__TO DO__.
Each line of the listing that contains the word "code" is to be copied.

══ GIVEN MATERIAL

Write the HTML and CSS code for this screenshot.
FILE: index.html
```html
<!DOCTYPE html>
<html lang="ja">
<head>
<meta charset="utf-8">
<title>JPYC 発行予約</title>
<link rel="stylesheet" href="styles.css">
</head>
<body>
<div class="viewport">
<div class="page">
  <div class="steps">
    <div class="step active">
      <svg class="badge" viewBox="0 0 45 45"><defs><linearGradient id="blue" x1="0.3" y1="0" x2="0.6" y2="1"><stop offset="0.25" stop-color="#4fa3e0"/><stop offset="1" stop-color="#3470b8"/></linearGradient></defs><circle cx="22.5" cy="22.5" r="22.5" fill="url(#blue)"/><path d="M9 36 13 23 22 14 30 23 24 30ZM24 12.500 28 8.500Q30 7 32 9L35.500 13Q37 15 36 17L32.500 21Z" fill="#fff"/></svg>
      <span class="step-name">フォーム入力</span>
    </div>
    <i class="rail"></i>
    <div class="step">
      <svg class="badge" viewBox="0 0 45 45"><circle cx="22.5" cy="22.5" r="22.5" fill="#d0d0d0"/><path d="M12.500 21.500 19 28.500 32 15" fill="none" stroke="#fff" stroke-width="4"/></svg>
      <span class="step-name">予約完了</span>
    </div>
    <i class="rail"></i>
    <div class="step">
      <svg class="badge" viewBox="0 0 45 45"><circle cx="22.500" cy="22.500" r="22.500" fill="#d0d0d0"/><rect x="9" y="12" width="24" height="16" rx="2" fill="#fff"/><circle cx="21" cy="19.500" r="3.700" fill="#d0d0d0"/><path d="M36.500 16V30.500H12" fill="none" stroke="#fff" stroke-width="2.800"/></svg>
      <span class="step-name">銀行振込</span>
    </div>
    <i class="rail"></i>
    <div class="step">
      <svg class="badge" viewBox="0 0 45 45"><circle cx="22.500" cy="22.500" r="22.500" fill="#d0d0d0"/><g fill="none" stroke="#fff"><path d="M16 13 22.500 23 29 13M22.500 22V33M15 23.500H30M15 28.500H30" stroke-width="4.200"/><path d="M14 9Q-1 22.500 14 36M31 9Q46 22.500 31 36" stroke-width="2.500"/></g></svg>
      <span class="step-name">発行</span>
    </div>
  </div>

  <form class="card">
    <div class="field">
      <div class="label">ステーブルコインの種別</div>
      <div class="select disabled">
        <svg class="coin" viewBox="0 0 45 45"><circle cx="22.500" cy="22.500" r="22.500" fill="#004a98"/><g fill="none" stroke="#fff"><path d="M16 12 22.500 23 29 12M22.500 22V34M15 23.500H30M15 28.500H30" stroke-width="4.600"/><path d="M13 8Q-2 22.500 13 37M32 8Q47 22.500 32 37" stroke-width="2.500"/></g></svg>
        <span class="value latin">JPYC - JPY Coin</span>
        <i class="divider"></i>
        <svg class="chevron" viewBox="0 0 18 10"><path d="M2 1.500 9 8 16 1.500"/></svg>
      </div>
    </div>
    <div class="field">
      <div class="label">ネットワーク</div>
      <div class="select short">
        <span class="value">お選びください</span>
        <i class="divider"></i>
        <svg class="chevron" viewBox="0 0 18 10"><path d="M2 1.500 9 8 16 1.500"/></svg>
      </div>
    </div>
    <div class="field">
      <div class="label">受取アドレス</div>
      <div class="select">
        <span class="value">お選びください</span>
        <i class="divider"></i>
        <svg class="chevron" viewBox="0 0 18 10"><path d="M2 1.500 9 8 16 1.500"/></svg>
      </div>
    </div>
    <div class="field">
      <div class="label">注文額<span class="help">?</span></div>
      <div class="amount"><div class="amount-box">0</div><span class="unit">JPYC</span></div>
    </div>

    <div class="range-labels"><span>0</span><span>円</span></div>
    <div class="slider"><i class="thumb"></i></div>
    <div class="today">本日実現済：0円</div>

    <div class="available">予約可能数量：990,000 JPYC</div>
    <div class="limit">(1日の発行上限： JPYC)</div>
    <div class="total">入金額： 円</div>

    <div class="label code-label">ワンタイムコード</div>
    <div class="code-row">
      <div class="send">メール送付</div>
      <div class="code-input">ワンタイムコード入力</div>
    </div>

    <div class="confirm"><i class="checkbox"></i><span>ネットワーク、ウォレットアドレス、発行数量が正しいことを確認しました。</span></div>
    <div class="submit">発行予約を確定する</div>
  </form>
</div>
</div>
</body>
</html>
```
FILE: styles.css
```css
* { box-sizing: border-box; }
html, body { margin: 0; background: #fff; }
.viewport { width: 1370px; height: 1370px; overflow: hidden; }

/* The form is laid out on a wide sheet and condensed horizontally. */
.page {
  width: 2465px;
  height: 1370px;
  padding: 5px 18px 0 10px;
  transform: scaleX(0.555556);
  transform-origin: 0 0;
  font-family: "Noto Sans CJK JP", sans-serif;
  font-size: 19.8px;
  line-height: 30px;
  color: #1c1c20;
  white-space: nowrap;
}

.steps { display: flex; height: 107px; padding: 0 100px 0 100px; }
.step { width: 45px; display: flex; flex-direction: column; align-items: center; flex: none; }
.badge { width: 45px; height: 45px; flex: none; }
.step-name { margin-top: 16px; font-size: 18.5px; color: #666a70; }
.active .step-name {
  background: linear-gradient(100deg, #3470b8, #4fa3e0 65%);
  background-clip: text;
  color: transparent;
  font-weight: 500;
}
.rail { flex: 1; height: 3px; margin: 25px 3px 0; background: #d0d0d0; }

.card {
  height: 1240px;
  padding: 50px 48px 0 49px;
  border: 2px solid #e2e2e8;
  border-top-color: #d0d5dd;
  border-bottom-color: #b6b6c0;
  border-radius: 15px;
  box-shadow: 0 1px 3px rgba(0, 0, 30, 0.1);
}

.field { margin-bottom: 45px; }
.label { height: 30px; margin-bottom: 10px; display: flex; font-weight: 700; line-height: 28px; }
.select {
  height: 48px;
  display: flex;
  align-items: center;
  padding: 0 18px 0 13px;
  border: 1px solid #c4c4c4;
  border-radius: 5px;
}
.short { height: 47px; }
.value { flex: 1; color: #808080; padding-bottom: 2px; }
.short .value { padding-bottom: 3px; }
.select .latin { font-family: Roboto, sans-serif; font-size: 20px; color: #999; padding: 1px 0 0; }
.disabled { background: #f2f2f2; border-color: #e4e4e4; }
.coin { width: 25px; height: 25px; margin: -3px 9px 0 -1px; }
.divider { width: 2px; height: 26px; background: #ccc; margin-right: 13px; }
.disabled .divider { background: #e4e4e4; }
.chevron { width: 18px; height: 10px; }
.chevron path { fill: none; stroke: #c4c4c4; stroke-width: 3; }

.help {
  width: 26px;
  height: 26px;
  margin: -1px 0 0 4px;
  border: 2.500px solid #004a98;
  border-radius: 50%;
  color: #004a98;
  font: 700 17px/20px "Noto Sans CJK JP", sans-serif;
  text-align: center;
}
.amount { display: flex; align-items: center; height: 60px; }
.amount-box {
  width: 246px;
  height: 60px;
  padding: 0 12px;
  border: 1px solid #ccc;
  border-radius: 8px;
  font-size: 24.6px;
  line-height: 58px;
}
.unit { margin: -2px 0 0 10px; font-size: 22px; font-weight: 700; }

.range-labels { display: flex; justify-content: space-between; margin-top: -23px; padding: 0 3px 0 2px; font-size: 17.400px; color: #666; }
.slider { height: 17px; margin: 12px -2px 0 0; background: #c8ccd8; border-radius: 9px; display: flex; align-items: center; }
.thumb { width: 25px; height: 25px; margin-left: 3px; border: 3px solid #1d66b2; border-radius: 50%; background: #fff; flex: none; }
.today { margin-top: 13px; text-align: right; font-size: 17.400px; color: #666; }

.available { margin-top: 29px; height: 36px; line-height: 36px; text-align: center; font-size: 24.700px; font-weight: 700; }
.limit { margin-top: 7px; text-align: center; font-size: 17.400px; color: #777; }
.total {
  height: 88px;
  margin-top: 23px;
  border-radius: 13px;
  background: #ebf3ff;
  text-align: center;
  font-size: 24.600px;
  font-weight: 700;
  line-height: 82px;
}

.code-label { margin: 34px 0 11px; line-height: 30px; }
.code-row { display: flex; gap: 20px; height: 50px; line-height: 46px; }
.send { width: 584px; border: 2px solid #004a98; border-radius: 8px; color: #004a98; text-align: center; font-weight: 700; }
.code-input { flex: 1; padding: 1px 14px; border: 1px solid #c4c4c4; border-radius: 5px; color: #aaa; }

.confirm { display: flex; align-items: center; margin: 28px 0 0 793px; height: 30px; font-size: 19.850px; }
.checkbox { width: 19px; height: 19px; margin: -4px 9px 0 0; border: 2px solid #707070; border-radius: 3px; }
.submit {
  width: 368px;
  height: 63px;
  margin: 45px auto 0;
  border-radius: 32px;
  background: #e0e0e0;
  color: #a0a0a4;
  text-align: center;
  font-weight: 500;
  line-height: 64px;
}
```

════

__CORRECT RESPONSE__.
Write the HTML and CSS code for this screenshot.
    <div class="label code-label">ワンタイムコード</div>
    <div class="code-row">
      <div class="code-input">ワンタイムコード入力</div>
.code-label { margin: 34px 0 11px; line-height: 30px; }
.code-row { display: flex; gap: 20px; height: 50px; line-height: 46px; }
.code-input { flex: 1; padding: 1px 14px; border: 1px solid #c4c4c4; border-radius: 5px; color: #aaa; }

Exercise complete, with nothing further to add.